Mélanger la 2D et la 3D était votre choix de départ ?
Jérémy Clapin : Au départ, j’avais envisager de faire le film en stop-motion. J’aimais bien le côté “matière”, mais c’est une technique que je maîtrise encore mal, et je me serais compliqué la vie davantage, notamment pour les scènes d’action, qui sont nombreuses dans le film. Je ne voulais surtout pas verser dans le réalisme, et le dessin, c’est quelque chose qui apporte une certaine distance et qui permettait de traiter la main, qui est une irruption fantastique dans le récit, comme les autres personnages. Le dessin permet, selon les plans, d’agrémenter du détail, on est parfois très près du sol, ce qui nécessite beaucoup de précision, mais on peut aussi se permettre d’être plus abstrait, plus pictural dans des moments d’actions rapides. C’est accepté par le dessin tout ça, alors que quand on est en images de synthèses, le niveau de détail est toujours le même, parce que c’est l’ordinateur qui le détermine et le reproduit. Je tenais à ce que ce soit des décisions humaines qui attirent l’œil au bon endroit, qui donnent plus ou moins de présence ou volume à la main quand on a a besoin.

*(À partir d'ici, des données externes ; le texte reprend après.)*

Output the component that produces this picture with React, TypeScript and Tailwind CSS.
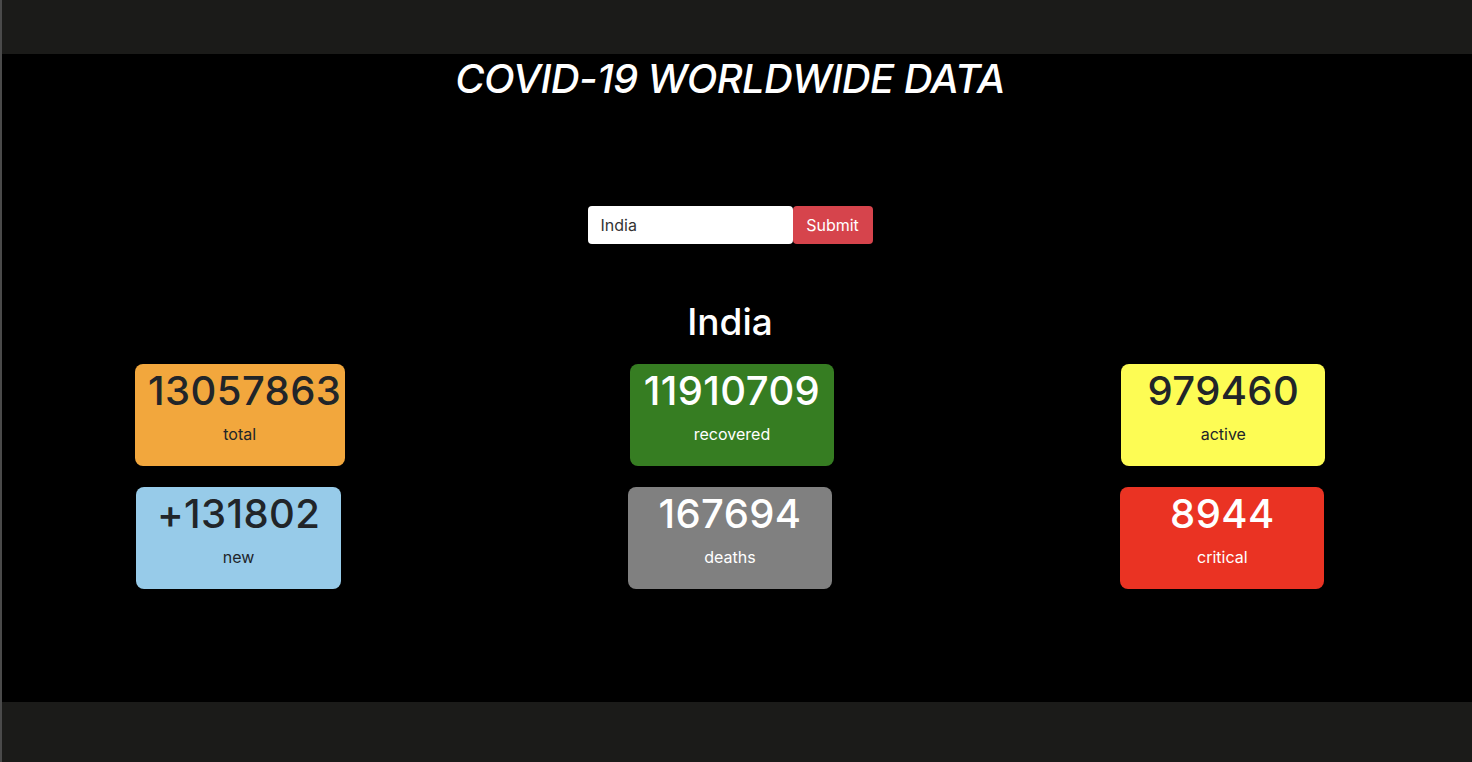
import React from "react";

const cards = [
  { value: "13057863", label: "total", bg: "bg-[#f2a73d]", text: "text-[#212529]", w: "w-[210px] ml-[2px]", n: "ml-[10px]" },
  { value: "11910709", label: "recovered", bg: "bg-[#367d22]", text: "text-white", w: "w-[204px] ml-[4px]", n: "" },
  { value: "979460", label: "active", bg: "bg-[#fdfc54]", text: "text-[#212529]", w: "w-[204px] ml-[4px]", n: "" },
  { value: "+131802", label: "new", bg: "bg-[#97cbe9]", text: "text-[#212529]", w: "w-[205px]", n: "" },
  { value: "167694", label: "deaths", bg: "bg-[#808080]", text: "text-white", w: "w-[204px]", n: "" },
  { value: "8944", label: "critical", bg: "bg-[#ea3323]", text: "text-white", w: "w-[204px] ml-[2px]", n: "" },
];

export default function App() {
  return (
    <div
      className="w-[1472px] h-[762px] bg-[#1b1b19] flex flex-col overflow-hidden"
      style={{ fontFamily: "Inter, 'Noto Sans', sans-serif" }}
    >
      <div className="h-[54px] border-l-2 border-[#4a4a4a]" />
      <div className="h-[648px] bg-black border-l-2 border-[#4a4a4a]">
        <div className="w-[1456px] flex flex-col items-center">
          <h1 className="mt-[1px] text-[40px] leading-[48px] italic font-medium text-white tracking-[-0.6px]">
            COVID-19 WORLDWIDE DATA
          </h1>
          <div className="mt-[103px] flex">
            <input
              readOnly
              value="India"
              className="w-[205px] h-[38px] bg-white rounded-[4px] px-[13px] text-[16px] text-[#333] outline-none"
            />
            <button className="w-[80px] h-[38px] bg-[#d6444c] rounded-[4px] text-white text-[16px]">
              Submit
            </button>
          </div>
          <h2 className="mt-[56px] text-[37px] leading-[44px] font-medium text-white">India</h2>
          <div className="mt-[20px] w-full grid grid-cols-3 gap-x-[18px] gap-y-[21px] justify-items-center">
            {cards.map((c, i) => (
              <div
                key={i}
                className={`${c.bg} ${c.text} ${c.w} h-[102px] rounded-[8px] flex flex-col items-center`}
              >
                <div className={`${c.n} pt-[2px] text-[40px] leading-[50px] font-medium tracking-[0.4px]`}>{c.value}</div>
                <div className="mt-[6px] text-[16px] leading-[24px]">{c.label}</div>
              </div>
            ))}
          </div>
        </div>
      </div>
      <div className="flex-1 border-l-2 border-[#4a4a4a]" />
    </div>
  );
}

Ni manga, ni cartoon, le dessin est moderne, l’allure du film, singulière. Quels étaient les partis-pris ?
Jérémy Clapin : Je ne voulais pas que le film soit un combat esthétique. Le manga, c’est une école qui appartient aux japonais, et je trouve ça ridicule de vouloir singer ce savoir-faire. Souvent dans l’animation, on stylise. Pour vendre un projet, il faut que ça soit “hype”, et le propos du film en général en pâti. Je voulais que le dessin pour J’ai perdu mon corps soit brut. Pas forcément séduisant au premier abord, qu’il ait une forme de fragilité dans les traits. Si on y regarde bien, les traits ne sont pas clean, je ne voulais pas d’un dessin net et nickel comme dans les séries animées. Et je crois que l’émotion passe par ces petits défauts et accidents aussi. C’est plus spontané qu’une recherche d’esthétisation à tout prix, dans les yeux des personnages, dans les cieux … Je visais quelque chose de plus contemporain. J’aime l’idée qu’il n’y ait pas dans le dessin une volonté de séduction, mais que la séduction vienne d’ailleurs, via le propos par exemple. Je me dis toujours qu’on peut pardonner de petites maladresses dans l’écriture graphique si le propos est fort et tenu. C’est comme le débat chanteurs et chanteuses à voix et chanteurs et chanteuses à texte. Moins t’as de choses à dire, plus tu fais des vibes… J’ai voulu les limiter le plus possible (rires) !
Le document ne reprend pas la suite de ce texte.